YOUR OBJECTIVE:
All of the data that follows should be retyped exactly, please, except the pictures.

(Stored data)
####

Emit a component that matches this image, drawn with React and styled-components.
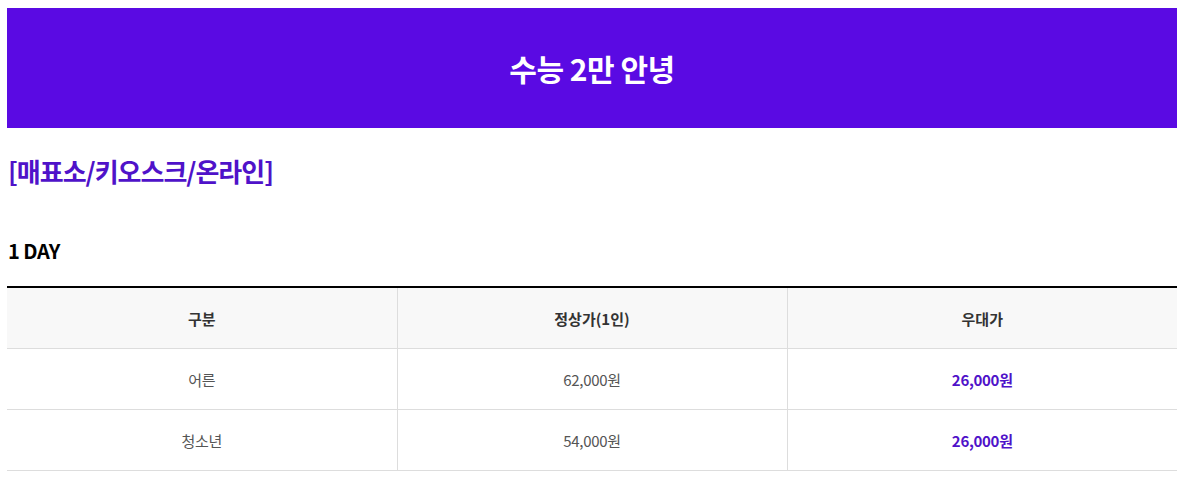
import styled, { createGlobalStyle } from "styled-components";

const GlobalStyle = createGlobalStyle`
  body {
    margin: 0;
    background: #fff;
    font-family: "Noto Sans CJK KR", "Noto Sans", sans-serif;
  }
`;

const Page = styled.div`
  width: 1170px;
  margin: 8px 0 0 7px;
`;

const Banner = styled.div`
  height: 120px;
  background: #5a0ae3;
  display: flex;
  align-items: center;
  justify-content: center;
`;

const BannerTitle = styled.h1`
  margin: 0;
  color: #fff;
  font-size: 30px;
  font-weight: 700;
  letter-spacing: -0.5px;
`;

const SectionTitle = styled.h2`
  margin: 24px 0 0 1px;
  color: #4f12c9;
  font-size: 26px;
  font-weight: 700;
  line-height: 38px;
  letter-spacing: -1px;
`;

const SubTitle = styled.h3`
  margin: 46px 0 0 1px;
  color: #000;
  font-size: 20px;
  font-weight: 700;
  line-height: 30px;
  letter-spacing: -0.5px;
`;

const Table = styled.table`
  width: 100%;
  margin-top: 20px;
  border-collapse: collapse;
  table-layout: fixed;
  border-top: 2px solid #000;
`;

const Th = styled.th`
  height: 60px;
  padding: 0;
  background: #f8f8f8;
  color: #333;
  font-size: 15px;
  font-weight: 700;
  border-bottom: 1px solid #ddd;
  border-left: 1px solid #ddd;
  &:first-child {
    border-left: none;
  }
`;

const Td = styled.td`
  height: 60px;
  padding: 0;
  text-align: center;
  font-size: 15px;
  color: ${(p) => (p.$highlight ? "#4f12c9" : "#555")};
  font-weight: ${(p) => (p.$highlight ? 700 : 400)};
  letter-spacing: -0.3px;
  border-bottom: 1px solid #ddd;
  border-left: 1px solid #ddd;
  &:first-child {
    border-left: none;
  }
`;

const rows = [
  { type: "어른", price: "62,000원", sale: "26,000원" },
  { type: "청소년", price: "54,000원", sale: "26,000원" },
];

export default function App() {
  return (
    <>
      <GlobalStyle />
      <Page>
        <Banner>
          <BannerTitle>수능 2만 안녕</BannerTitle>
        </Banner>
        <SectionTitle>[매표소/키오스크/온라인]</SectionTitle>
        <SubTitle>1 DAY</SubTitle>
        <Table>
          <thead>
            <tr>
              <Th>구분</Th>
              <Th>정상가(1인)</Th>
              <Th>우대가</Th>
            </tr>
          </thead>
          <tbody>
            {rows.map((r) => (
              <tr key={r.type}>
                <Td>{r.type}</Td>
                <Td>{r.price}</Td>
                <Td $highlight>{r.sale}</Td>
              </tr>
            ))}
          </tbody>
        </Table>
      </Page>
    </>
  );
}
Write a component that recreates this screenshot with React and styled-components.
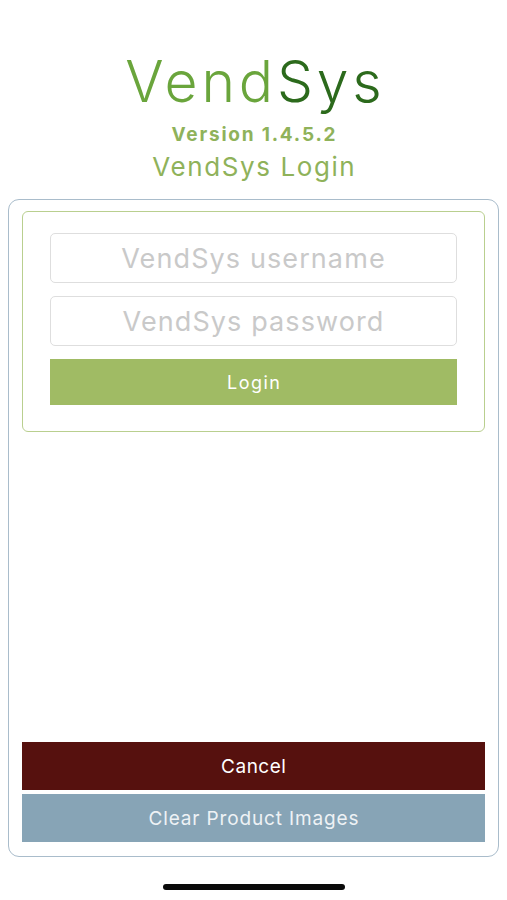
import React from "react";
import styled, { createGlobalStyle } from "styled-components";

const Global = createGlobalStyle`
  html, body { margin: 0; padding: 0; background: #ffffff; }
  body { font-family: Inter, "Liberation Sans", Arial, sans-serif; }
  * { box-sizing: border-box; }
`;

const Screen = styled.div`
  width: 507px;
  height: 900px;
  display: flex;
  flex-direction: column;
  align-items: stretch;
  background: #fff;
`;

const Header = styled.header`
  display: flex;
  flex-direction: column;
  align-items: center;
  padding-top: 52px;
  height: 199px;
`;

const Title = styled.h1`
  margin: 0;
  font-family: Inter, "Liberation Sans", sans-serif;
  font-weight: 300;
  font-size: 57px;
  line-height: 60px;
  letter-spacing: 3.8px;
  padding-left: 3.8px;
`;

const TitlePart = styled.span`
  color: ${(p) => p.$color};
`;

const Version = styled.div`
  font-weight: 700;
  font-size: 19px;
  line-height: 22px;
  letter-spacing: 1.8px;
  padding-left: 1.8px;
  color: #8fb25a;
  margin-top: 12px;
`;

const Subtitle = styled.div`
  font-size: 26px;
  line-height: 30px;
  letter-spacing: 1.6px;
  padding-left: 1.6px;
  color: #8fb25a;
  margin-top: 6px;
`;

const Panel = styled.main`
  margin: 0 8px;
  height: 658px;
  border: 1px solid #a9bccb;
  border-radius: 11px;
  display: flex;
  flex-direction: column;
  padding: 11px 13px 14px;
`;

const LoginBox = styled.section`
  border: 1px solid #b9cf8f;
  border-radius: 6px;
  padding: 21px 27px 26px;
  display: flex;
  flex-direction: column;
`;

const Field = styled.input`
  height: 50px;
  width: 100%;
  border: 1px solid #dedede;
  border-radius: 5px;
  background: #fff;
  font-family: Inter, "Liberation Sans", Arial, sans-serif;
  font-size: 27px;
  letter-spacing: 1.1px;
  text-align: center;
  color: #333;
  outline: none;
  margin-bottom: ${(p) => p.$gap}px;
  &::placeholder { color: #c9c9c9; }
`;

const Button = styled.button`
  display: flex;
  align-items: center;
  justify-content: center;
  width: 100%;
  height: ${(p) => p.$h}px;
  border: none;
  border-radius: 0;
  background: ${(p) => p.$bg};
  color: ${(p) => p.$fg};
  font-family: Inter, "Liberation Sans", Arial, sans-serif;
  font-size: ${(p) => p.$size}px;
  letter-spacing: ${(p) => p.$ls}px;
  padding: 0 0 0 ${(p) => p.$ls}px;
  margin-top: ${(p) => p.$mt || 0}px;
`;

const Spacer = styled.div`
  flex: 1;
`;

const HomeBar = styled.div`
  width: 182px;
  height: 6px;
  border-radius: 3px;
  background: #0a0a0a;
  margin: 27px auto 0;
`;

export default function App() {
  return (
    <Screen>
      <Global />
      <Header>
        <Title>
          <TitlePart $color="#6aa53c">Vend</TitlePart>
          <TitlePart $color="#2c6a1c">Sys</TitlePart>
        </Title>
        <Version>Version 1.4.5.2</Version>
        <Subtitle>VendSys Login</Subtitle>
      </Header>
      <Panel>
        <LoginBox>
          <Field placeholder="VendSys username" $gap={13} />
          <Field type="password" placeholder="VendSys password" $gap={13} />
          <Button $h={46} $bg="#a0bb64" $fg="#ffffff" $size={18} $ls={1.5}>Login</Button>
        </LoginBox>
        <Spacer />
        <Button $h={48} $bg="#56110e" $fg="#ffffff" $size={19} $ls={0.5}>Cancel</Button>
        <Button $h={48} $bg="#87a4b6" $fg="#eef2f5" $size={19} $ls={0.85} $mt={4}>Clear Product Images</Button>
      </Panel>
      <HomeBar />
    </Screen>
  );
}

####

RESULT:
Emit a component that matches this image, drawn with React and styled-components.
import styled, { createGlobalStyle } from "styled-components";

const GlobalStyle = createGlobalStyle`
  body {
    margin: 0;
    background: #fff;
    font-family: "Noto Sans CJK KR", "Noto Sans", sans-serif;
  }
`;

const Page = styled.div`
  width: 1170px;
  margin: 8px 0 0 7px;
`;

const Banner = styled.div`
  height: 120px;
  background: #5a0ae3;
  display: flex;
  align-items: center;
  justify-content: center;
`;

const BannerTitle = styled.h1`
  margin: 0;
  color: #fff;
  font-size: 30px;
  font-weight: 700;
  letter-spacing: -0.5px;
`;

const SectionTitle = styled.h2`
  margin: 24px 0 0 1px;
  color: #4f12c9;
  font-size: 26px;
  font-weight: 700;
  line-height: 38px;
  letter-spacing: -1px;
`;

const SubTitle = styled.h3`
  margin: 46px 0 0 1px;
  color: #000;
  font-size: 20px;
  font-weight: 700;
  line-height: 30px;
  letter-spacing: -0.5px;
`;

const Table = styled.table`
  width: 100%;
  margin-top: 20px;
  border-collapse: collapse;
  table-layout: fixed;
  border-top: 2px solid #000;
`;

const Th = styled.th`
  height: 60px;
  padding: 0;
  background: #f8f8f8;
  color: #333;
  font-size: 15px;
  font-weight: 700;
  border-bottom: 1px solid #ddd;
  border-left: 1px solid #ddd;
  &:first-child {
    border-left: none;
  }
`;

const Td = styled.td`
  height: 60px;
  padding: 0;
  text-align: center;
  font-size: 15px;
  color: ${(p) => (p.$highlight ? "#4f12c9" : "#555")};
  font-weight: ${(p) => (p.$highlight ? 700 : 400)};
  letter-spacing: -0.3px;
  border-bottom: 1px solid #ddd;
  border-left: 1px solid #ddd;
  &:first-child {
    border-left: none;
  }
`;

const rows = [
  { type: "어른", price: "62,000원", sale: "26,000원" },
  { type: "청소년", price: "54,000원", sale: "26,000원" },
];

export default function App() {
  return (
    <>
      <GlobalStyle />
      <Page>
        <Banner>
          <BannerTitle>수능 2만 안녕</BannerTitle>
        </Banner>
        <SectionTitle>[매표소/키오스크/온라인]</SectionTitle>
        <SubTitle>1 DAY</SubTitle>
        <Table>
          <thead>
            <tr>
              <Th>구분</Th>
              <Th>정상가(1인)</Th>
              <Th>우대가</Th>
            </tr>
          </thead>
          <tbody>
            {rows.map((r) => (
              <tr key={r.type}>
                <Td>{r.type}</Td>
                <Td>{r.price}</Td>
                <Td $highlight>{r.sale}</Td>
              </tr>
            ))}
          </tbody>
        </Table>
      </Page>
    </>
  );
}
Write a component that recreates this screenshot with React and styled-components.
import React from "react";
import styled, { createGlobalStyle } from "styled-components";

const Global = createGlobalStyle`
  html, body { margin: 0; padding: 0; background: #ffffff; }
  body { font-family: Inter, "Liberation Sans", Arial, sans-serif; }
  * { box-sizing: border-box; }
`;

const Screen = styled.div`
  width: 507px;
  height: 900px;
  display: flex;
  flex-direction: column;
  align-items: stretch;
  background: #fff;
`;

const Header = styled.header`
  display: flex;
  flex-direction: column;
  align-items: center;
  padding-top: 52px;
  height: 199px;
`;

const Title = styled.h1`
  margin: 0;
  font-family: Inter, "Liberation Sans", sans-serif;
  font-weight: 300;
  font-size: 57px;
  line-height: 60px;
  letter-spacing: 3.8px;
  padding-left: 3.8px;
`;

const TitlePart = styled.span`
  color: ${(p) => p.$color};
`;

const Version = styled.div`
  font-weight: 700;
  font-size: 19px;
  line-height: 22px;
  letter-spacing: 1.8px;
  padding-left: 1.8px;
  color: #8fb25a;
  margin-top: 12px;
`;

const Subtitle = styled.div`
  font-size: 26px;
  line-height: 30px;
  letter-spacing: 1.6px;
  padding-left: 1.6px;
  color: #8fb25a;
  margin-top: 6px;
`;

const Panel = styled.main`
  margin: 0 8px;
  height: 658px;
  border: 1px solid #a9bccb;
  border-radius: 11px;
  display: flex;
  flex-direction: column;
  padding: 11px 13px 14px;
`;

const LoginBox = styled.section`
  border: 1px solid #b9cf8f;
  border-radius: 6px;
  padding: 21px 27px 26px;
  display: flex;
  flex-direction: column;
`;

const Field = styled.input`
  height: 50px;
  width: 100%;
  border: 1px solid #dedede;
  border-radius: 5px;
  background: #fff;
  font-family: Inter, "Liberation Sans", Arial, sans-serif;
  font-size: 27px;
  letter-spacing: 1.1px;
  text-align: center;
  color: #333;
  outline: none;
  margin-bottom: ${(p) => p.$gap}px;
  &::placeholder { color: #c9c9c9; }
`;

const Button = styled.button`
  display: flex;
  align-items: center;
  justify-content: center;
  width: 100%;
  height: ${(p) => p.$h}px;
  border: none;
  border-radius: 0;
  background: ${(p) => p.$bg};
  color: ${(p) => p.$fg};
  font-family: Inter, "Liberation Sans", Arial, sans-serif;
  font-size: ${(p) => p.$size}px;
  letter-spacing: ${(p) => p.$ls}px;
  padding: 0 0 0 ${(p) => p.$ls}px;
  margin-top: ${(p) => p.$mt || 0}px;
`;

const Spacer = styled.div`
  flex: 1;
`;

const HomeBar = styled.div`
  width: 182px;
  height: 6px;
  border-radius: 3px;
  background: #0a0a0a;
  margin: 27px auto 0;
`;

export default function App() {
  return (
    <Screen>
      <Global />
      <Header>
        <Title>
          <TitlePart $color="#6aa53c">Vend</TitlePart>
          <TitlePart $color="#2c6a1c">Sys</TitlePart>
        </Title>
        <Version>Version 1.4.5.2</Version>
        <Subtitle>VendSys Login</Subtitle>
      </Header>
      <Panel>
        <LoginBox>
          <Field placeholder="VendSys username" $gap={13} />
          <Field type="password" placeholder="VendSys password" $gap={13} />
          <Button $h={46} $bg="#a0bb64" $fg="#ffffff" $size={18} $ls={1.5}>Login</Button>
        </LoginBox>
        <Spacer />
        <Button $h={48} $bg="#56110e" $fg="#ffffff" $size={19} $ls={0.5}>Cancel</Button>
        <Button $h={48} $bg="#87a4b6" $fg="#eef2f5" $size={19} $ls={0.85} $mt={4}>Clear Product Images</Button>
      </Panel>
      <HomeBar />
    </Screen>
  );
}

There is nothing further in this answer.